Introduction to Robert Altman's 3 Women
A talk I gave at Broadway Cinema in Nottingham this weekend
Hello faithful readers. I don’t usually post content exclusively for my paid subscribers, but I’m making an exception this week. The usual diary will be posted as normal tomorrow, but today I’m sharing a version of the introduction I delivered at a screening of 3 Women (dir. Robert Altman, 1977) at Broadway Cinema in Nottingham yesterday (Saturday 23rd July). Thanks again to Kate at Broadway (also a frequently cameo in the diary) and to Joey at Kino Klubb for inviting me. It was nice to do an introduction! If you program films and want me to do an introduction, then please let me know!
(This post is for paid subscribers, but I’m sending a preview to free subscribers too in the hopes that it will titillate you enough that you’ll consider coughing up and extending your support of the diary. If you’d really like to read it but can’t afford a subscription, just let me know and I’ll send it to you.)
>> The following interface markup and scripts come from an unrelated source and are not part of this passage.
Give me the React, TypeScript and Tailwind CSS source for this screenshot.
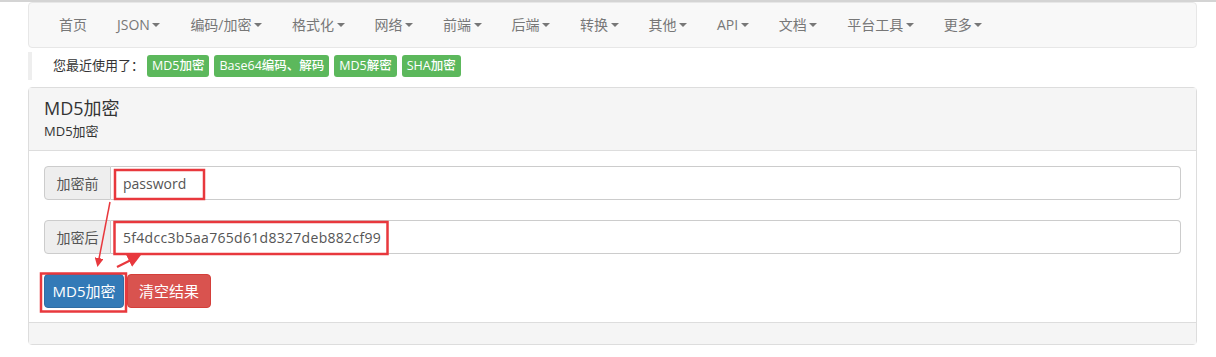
import React from "react";

const navItems = [
  { label: "首页", caret: false },
  { label: "JSON", caret: true },
  { label: "编码/加密", caret: true },
  { label: "格式化", caret: true },
  { label: "网络", caret: true },
  { label: "前端", caret: true },
  { label: "后端", caret: true },
  { label: "转换", caret: true },
  { label: "其他", caret: true },
  { label: "API", caret: true },
  { label: "文档", caret: true },
  { label: "平台工具", caret: true },
  { label: "更多", caret: true },
];

const recent = ["MD5加密", "Base64编码、解码", "MD5解密", "SHA加密"];

const Caret = () => (
  <span className="ml-[2.5px] inline-block h-0 w-0 border-x-[4px] border-t-[4px] border-x-transparent border-t-[#777] align-middle" />
);

const Annotations = () => (
  <svg
    className="pointer-events-none absolute left-0 top-0"
    width={1216}
    height={357}
    viewBox="0 0 1216 357"
  >
    <defs>
      <marker id="head" markerWidth="6" markerHeight="6" refX="4" refY="3" orient="auto">
        <path d="M0,0 L6,3 L0,6 z" fill="#e8383d" />
      </marker>
    </defs>
    <rect x="115" y="168" width="89" height="29" fill="none" stroke="#e8383d" strokeWidth="2.5" />
    <rect x="114.5" y="220" width="273" height="32" fill="none" stroke="#e8383d" strokeWidth="2.5" />
    <rect x="41" y="271.5" width="85" height="38" fill="none" stroke="#e8383d" strokeWidth="2.5" />
    <line x1="110" y1="200" x2="98" y2="262" stroke="#e8383d" strokeWidth="1.5" markerEnd="url(#head)" />
    <line x1="117" y1="265" x2="137" y2="255" stroke="#e8383d" strokeWidth="2.2" markerEnd="url(#head)" />
  </svg>
);

export default function App() {
  return (
    <div
      className="relative h-[357px] w-[1216px] overflow-hidden border-t-2 border-[#d4d4d4] bg-white text-[14px] text-[#333]"
      style={{ fontFamily: '"Open Sans", "Noto Sans CJK SC", sans-serif' }}
    >
      <div className="pl-[28px] pr-[19px]">
        <nav className="flex h-[46px] items-center rounded-[4px] border border-[#e7e7e7] bg-[#f8f8f8] pl-[15px]">
          {navItems.map((item) => (
            <span key={item.label} className="flex items-center px-[15px] leading-[20px] text-[#777]">
              {item.label}
              {item.caret && <Caret />}
            </span>
          ))}
        </nav>

        <div className="mt-[4px] flex h-[28px] items-center border-l-4 border-[#eee] pl-[21px] text-[13px]">
          <span>您最近使用了：</span>
          <div className="ml-[3px] flex gap-[5px]">
            {recent.map((r) => (
              <span
                key={r}
                className="flex h-[22px] items-center rounded-[3px] bg-[#5cb85c] px-[5px] text-[12.5px] font-medium leading-none text-white"
              >
                {r}
              </span>
            ))}
          </div>
        </div>

        <div className="mt-[7px] rounded-[4px] border border-[#ddd]">
          <div className="h-[63px] border-b border-[#ddd] bg-[#f5f5f5] px-[15px] pt-[8px]">
            <div className="text-[18px] leading-[24px]">MD5加密</div>
            <div className="mt-[2px] text-[13px] leading-[18px]">MD5加密</div>
          </div>
          <div className="px-[15px] pb-[14px] pt-[15px]">
            <div className="flex h-[34px]">
              <span className="flex w-[67px] items-center justify-center rounded-l-[4px] border border-[#ccc] bg-[#eee] text-[#555]">
                加密前
              </span>
              <div className="flex flex-1 items-center rounded-r-[4px] border border-l-0 border-[#ccc] px-[12px] text-[#555]">
                password
              </div>
            </div>
            <div className="mt-[20px] flex h-[34px]">
              <span className="flex w-[67px] items-center justify-center rounded-l-[4px] border border-[#ccc] bg-[#eee] text-[#555]">
                加密后
              </span>
              <div className="flex flex-1 items-center rounded-r-[4px] border border-l-0 border-[#ccc] px-[12px] tracking-[0.3px] text-[#555]">
                5f4dcc3b5aa765d61d8327deb882cf99
              </div>
            </div>
            <div className="mt-[20px] flex gap-[3px]">
              <button className="h-[34px] w-[80px] rounded-[4px] border border-[#2e6da4] bg-[#337ab7] text-[15px] text-white">
                MD5加密
              </button>
              <button className="h-[34px] w-[84px] rounded-[4px] border border-[#d43f3a] bg-[#d9534f] text-[15px] text-white">
                清空结果
              </button>
            </div>
          </div>
          <div className="h-[22px] border-t border-[#ddd] bg-[#f5f5f5]" />
        </div>
      </div>
      <Annotations />
    </div>
  );
}
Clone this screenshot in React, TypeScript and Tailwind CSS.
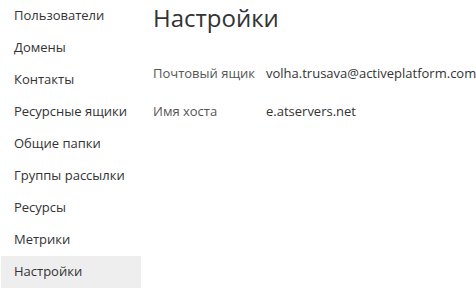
const navItems = [
  'Пользователи',
  'Домены',
  'Контакты',
  'Ресурсные ящики',
  'Общие папки',
  'Группы рассылки',
  'Ресурсы',
  'Метрики',
  'Настройки',
];

export default function App() {
  const active = 'Настройки';

  return (
    <div
      className="flex w-[476px] h-[292px] bg-white text-[#333] overflow-hidden"
      style={{ fontFamily: '"Open Sans", sans-serif' }}
    >
      <nav className="flex flex-col w-[140px] ml-[1px] shrink-0">
        {navItems.map((item) => (
          <div
            key={item}
            className={`h-8 flex items-center pl-[13px] text-[13px] ${
              item === active ? 'bg-[#eeeeee]' : ''
            }`}
          >
            {item}
          </div>
        ))}
      </nav>

      <main className="flex-1 pl-[12px]">
        <h1 className="text-[24px] leading-[36px] text-[#333] font-normal">Настройки</h1>
        <div className="mt-[28px] flex flex-col gap-[19px] text-[13px]">
          <div className="flex items-center h-[19px]">
            <span className="w-[113px] text-[#555]">Почтовый ящик</span>
            <span>volha.trusava@activeplatform.com</span>
          </div>
          <div className="flex items-center h-[19px]">
            <span className="w-[113px] text-[#555]">Имя хоста</span>
            <span>e.atservers.net</span>
          </div>
        </div>
      </main>
    </div>
  );
}
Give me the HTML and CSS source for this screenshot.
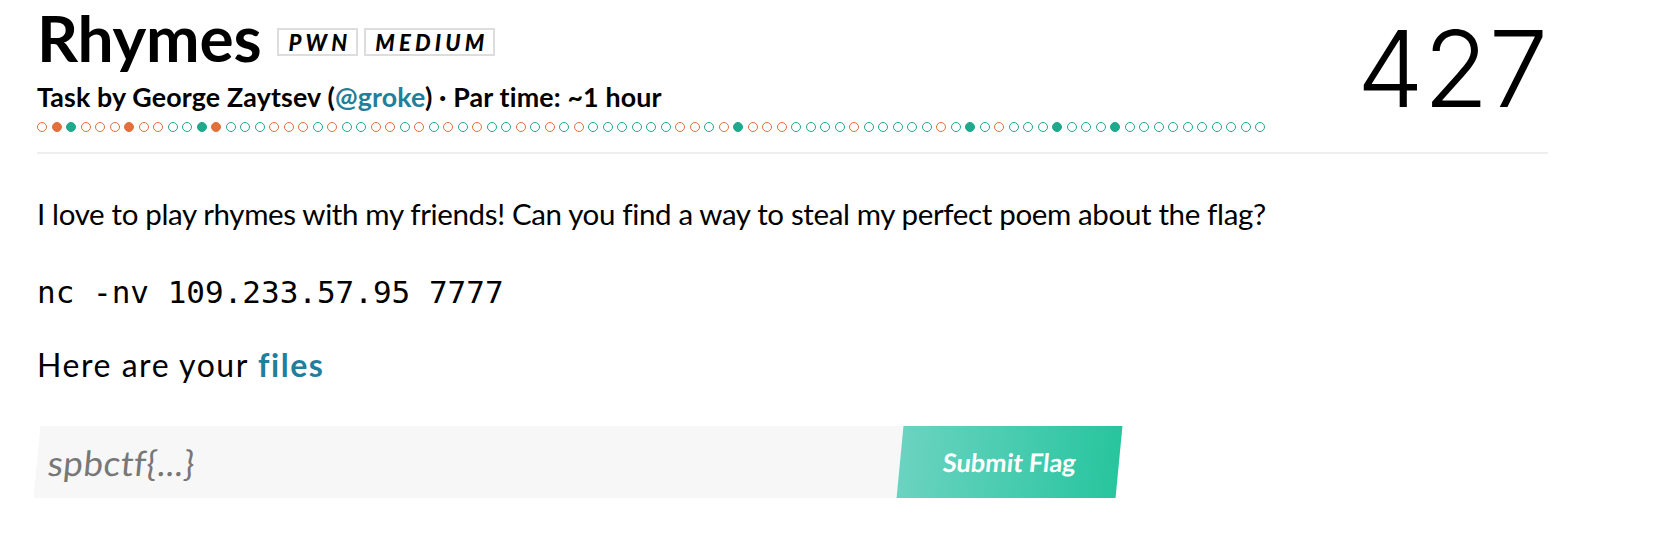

Hi everyone. Thanks for coming, and thanks to Kate for inviting me to introduce 3 Women today. It’s a real pleasure to be here. I’ve been to a fair number of film introductions and the worst ones have always been those which talk mostly about the film, those which tell the audience what they’re about to see. The best ones have mostly been gossip. I was hoping to offer you something like the latter today, but I’ve actually struggled to turn up anything particularly juicy about the film and its production, so hopefully I’ll at least manage to avoid spoiling the film for you all before you see it. I do think it’s not really the kind of film that someone can ‘spoil’ by discussing what happens in it, since there’s barely any plot to speak of, but to be on the safe side I’ll assume that the majority of you haven’t seen it before and that you would all prefer to go into the screening without knowing exactly what’s going to happen. With that in mind, I’ll try and keep my comments away from the film itself. Instead, I’ll talk a little bit about Altman’s career, and the place of this particular film within it, and I’ll also talk about cinema in the 1970s, and Altman’s role in the bigger picture of the decade, and I’ll talk a bit about how Altman himself talked about this film, and then I’ll try and persuade you all not to worry about figuring out what exactly is going on in the film itself, and encourage you all to be open to the feeling of confusion and uncertainty that comes with it.
So, to start with Altman. Robert Altman was an extraordinarily prolific director. He was born in 1925 and he died in 2006, aged 81. During the Second World War he flew a B-24 bomber in Borneo. He got his start in movies after selling a script to RKO in 1948, and then spent a year trying to make it as a writer in New York. It didn’t work out, and he moved home, to Kansas City, Missouri, where he got his real education in filmmaking, honing his style and skill-set directing technical and educational films for a firm called the Calvin Company. He made 65 films for them, and then eventually moved into TV, briefly working as a director on Alfred Hitchcock Presents before spending about a decade working on series dramas.